After rebuilding the rear retaining wall the single biggest job on Cumberland Road was the opening of the window below the font bay window. The front light well had been dug out previously apparently in order to underpin the bay. This had been done in haphazard fashion and it took VPR’s stone mason several days to re-lay the lower wall in finished stonework. Before this could be done the immense stone members of the bay window had to be propped while the window aperture was cut out and a massive steel beam put across to support the structure.
Big steel members were also employed in the rear apartment where the whole floor area between basement and ground floor was lifted by 150mm to create more headroom and allow insulation to be laid under the floor.
As in Thorn Lodge we opened the walls to either side of the main chimney stack and installed a powerful wood burning stove that would heat the whole kitchen/dining room area.
Sales
Cumberland Road was definitely one of VPR’s most complex jobs.

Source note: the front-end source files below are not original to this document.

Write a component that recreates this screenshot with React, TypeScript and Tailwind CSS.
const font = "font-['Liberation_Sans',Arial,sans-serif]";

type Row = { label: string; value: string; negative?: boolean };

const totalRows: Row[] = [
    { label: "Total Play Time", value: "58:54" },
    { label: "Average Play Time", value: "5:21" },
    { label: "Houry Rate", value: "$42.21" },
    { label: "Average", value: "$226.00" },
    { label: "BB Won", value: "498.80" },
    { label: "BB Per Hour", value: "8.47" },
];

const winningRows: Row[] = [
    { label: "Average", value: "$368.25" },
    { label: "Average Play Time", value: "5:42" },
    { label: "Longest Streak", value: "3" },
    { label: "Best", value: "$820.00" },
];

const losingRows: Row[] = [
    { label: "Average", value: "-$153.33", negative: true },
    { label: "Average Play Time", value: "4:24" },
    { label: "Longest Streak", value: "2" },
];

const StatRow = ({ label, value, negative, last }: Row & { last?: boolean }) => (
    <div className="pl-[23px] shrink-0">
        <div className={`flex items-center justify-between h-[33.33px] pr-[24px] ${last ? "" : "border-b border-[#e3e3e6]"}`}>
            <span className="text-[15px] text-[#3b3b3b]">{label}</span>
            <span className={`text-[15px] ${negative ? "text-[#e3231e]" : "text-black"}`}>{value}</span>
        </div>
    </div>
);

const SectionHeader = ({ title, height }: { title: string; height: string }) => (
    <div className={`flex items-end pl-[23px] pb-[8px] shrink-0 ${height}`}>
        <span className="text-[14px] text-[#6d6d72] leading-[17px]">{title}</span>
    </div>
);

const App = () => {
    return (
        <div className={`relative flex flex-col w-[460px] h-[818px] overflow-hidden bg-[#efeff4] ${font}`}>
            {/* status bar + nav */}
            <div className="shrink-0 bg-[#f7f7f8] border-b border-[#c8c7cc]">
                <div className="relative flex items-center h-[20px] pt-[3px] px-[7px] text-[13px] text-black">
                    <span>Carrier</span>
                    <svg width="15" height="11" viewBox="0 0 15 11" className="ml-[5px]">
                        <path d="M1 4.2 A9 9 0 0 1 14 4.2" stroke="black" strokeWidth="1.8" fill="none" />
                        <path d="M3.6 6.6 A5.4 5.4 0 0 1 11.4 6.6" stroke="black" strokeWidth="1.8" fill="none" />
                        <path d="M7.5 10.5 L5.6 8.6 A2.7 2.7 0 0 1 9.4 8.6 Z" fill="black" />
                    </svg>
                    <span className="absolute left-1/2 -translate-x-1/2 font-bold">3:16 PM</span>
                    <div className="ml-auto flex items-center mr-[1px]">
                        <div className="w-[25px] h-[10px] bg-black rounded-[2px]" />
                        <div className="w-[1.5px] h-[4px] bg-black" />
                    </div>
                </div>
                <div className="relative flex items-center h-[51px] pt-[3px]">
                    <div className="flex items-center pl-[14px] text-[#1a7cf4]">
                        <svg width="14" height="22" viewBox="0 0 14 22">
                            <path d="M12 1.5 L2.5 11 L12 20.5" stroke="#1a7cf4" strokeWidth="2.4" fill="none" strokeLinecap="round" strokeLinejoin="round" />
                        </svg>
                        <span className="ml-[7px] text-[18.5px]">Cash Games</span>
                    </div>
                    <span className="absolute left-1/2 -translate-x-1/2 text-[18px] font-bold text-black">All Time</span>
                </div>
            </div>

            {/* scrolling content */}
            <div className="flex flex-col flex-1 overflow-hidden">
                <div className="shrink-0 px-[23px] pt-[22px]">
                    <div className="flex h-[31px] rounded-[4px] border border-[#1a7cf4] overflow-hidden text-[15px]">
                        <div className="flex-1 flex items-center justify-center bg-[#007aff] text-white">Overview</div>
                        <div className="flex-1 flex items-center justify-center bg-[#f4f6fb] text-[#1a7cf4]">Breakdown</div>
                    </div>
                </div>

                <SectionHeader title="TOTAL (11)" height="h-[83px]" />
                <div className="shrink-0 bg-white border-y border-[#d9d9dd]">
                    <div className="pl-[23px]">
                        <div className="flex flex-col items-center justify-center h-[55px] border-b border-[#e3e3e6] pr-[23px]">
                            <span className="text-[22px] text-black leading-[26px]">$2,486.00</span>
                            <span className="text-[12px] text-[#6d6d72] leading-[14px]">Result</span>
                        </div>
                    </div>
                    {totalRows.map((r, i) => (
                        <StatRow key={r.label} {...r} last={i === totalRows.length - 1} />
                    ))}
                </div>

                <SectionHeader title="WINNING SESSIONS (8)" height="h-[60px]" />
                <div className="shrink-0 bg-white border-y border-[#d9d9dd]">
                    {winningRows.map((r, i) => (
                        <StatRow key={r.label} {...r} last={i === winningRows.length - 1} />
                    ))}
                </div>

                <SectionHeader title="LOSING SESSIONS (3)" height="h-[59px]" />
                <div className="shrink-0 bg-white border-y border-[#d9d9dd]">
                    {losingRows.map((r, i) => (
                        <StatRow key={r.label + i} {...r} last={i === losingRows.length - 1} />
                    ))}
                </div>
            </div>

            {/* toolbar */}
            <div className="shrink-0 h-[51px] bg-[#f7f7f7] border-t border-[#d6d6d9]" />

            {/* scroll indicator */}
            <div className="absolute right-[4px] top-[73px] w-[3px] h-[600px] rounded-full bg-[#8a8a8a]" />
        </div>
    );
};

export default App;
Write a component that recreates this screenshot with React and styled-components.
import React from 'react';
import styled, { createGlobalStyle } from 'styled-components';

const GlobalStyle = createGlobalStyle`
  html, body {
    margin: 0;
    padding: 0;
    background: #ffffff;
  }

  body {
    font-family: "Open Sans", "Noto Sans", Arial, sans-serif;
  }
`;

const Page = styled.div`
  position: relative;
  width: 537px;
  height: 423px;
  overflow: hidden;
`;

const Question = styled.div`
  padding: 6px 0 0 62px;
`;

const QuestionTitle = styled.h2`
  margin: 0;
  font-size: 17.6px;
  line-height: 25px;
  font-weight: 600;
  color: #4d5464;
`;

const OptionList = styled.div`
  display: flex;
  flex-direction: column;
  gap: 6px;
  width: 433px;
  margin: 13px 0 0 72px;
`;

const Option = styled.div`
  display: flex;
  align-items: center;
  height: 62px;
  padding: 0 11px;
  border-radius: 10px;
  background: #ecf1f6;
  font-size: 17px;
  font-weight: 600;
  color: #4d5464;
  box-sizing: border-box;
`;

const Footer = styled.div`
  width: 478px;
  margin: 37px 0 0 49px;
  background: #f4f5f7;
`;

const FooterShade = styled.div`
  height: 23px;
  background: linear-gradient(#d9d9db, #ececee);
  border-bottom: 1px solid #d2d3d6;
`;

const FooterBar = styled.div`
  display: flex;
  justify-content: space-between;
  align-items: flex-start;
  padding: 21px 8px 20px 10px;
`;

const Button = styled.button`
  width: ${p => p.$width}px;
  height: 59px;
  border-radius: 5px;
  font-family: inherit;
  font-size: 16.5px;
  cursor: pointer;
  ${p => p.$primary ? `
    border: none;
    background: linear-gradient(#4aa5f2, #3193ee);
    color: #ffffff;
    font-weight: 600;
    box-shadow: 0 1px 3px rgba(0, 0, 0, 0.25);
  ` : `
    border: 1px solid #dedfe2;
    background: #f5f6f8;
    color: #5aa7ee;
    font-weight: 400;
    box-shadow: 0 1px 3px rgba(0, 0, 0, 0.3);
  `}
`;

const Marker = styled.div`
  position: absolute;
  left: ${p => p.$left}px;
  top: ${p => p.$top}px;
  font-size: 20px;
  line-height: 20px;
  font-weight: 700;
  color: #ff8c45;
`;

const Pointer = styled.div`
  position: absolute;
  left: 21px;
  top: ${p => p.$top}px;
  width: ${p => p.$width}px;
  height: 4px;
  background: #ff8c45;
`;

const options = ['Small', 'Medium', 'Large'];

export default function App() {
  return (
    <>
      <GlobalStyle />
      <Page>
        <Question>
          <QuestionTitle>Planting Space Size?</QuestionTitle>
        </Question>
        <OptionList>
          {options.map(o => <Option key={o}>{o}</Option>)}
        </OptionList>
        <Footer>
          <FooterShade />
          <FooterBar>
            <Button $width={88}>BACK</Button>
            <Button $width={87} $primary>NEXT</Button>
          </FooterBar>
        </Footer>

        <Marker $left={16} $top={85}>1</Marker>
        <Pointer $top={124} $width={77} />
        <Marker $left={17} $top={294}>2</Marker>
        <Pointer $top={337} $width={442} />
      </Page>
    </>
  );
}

It was only economically viable because the purchase price was so low. There had been little interest in the property and I had made sure that the receivers were well aware that they owned a dangerously bulging stone walls that threatened to tumble onto a public right of way. There were huge problems that came with the property but once VPR secured the freehold, they could be all dealt with systematically.
Once the apartments were finished they looked stunning and attracted a huge amount of interest when they came on the market. With the leases rewritten, the structure repaired and interiors unrecognisable restored both apartments sold easily for the asking prices.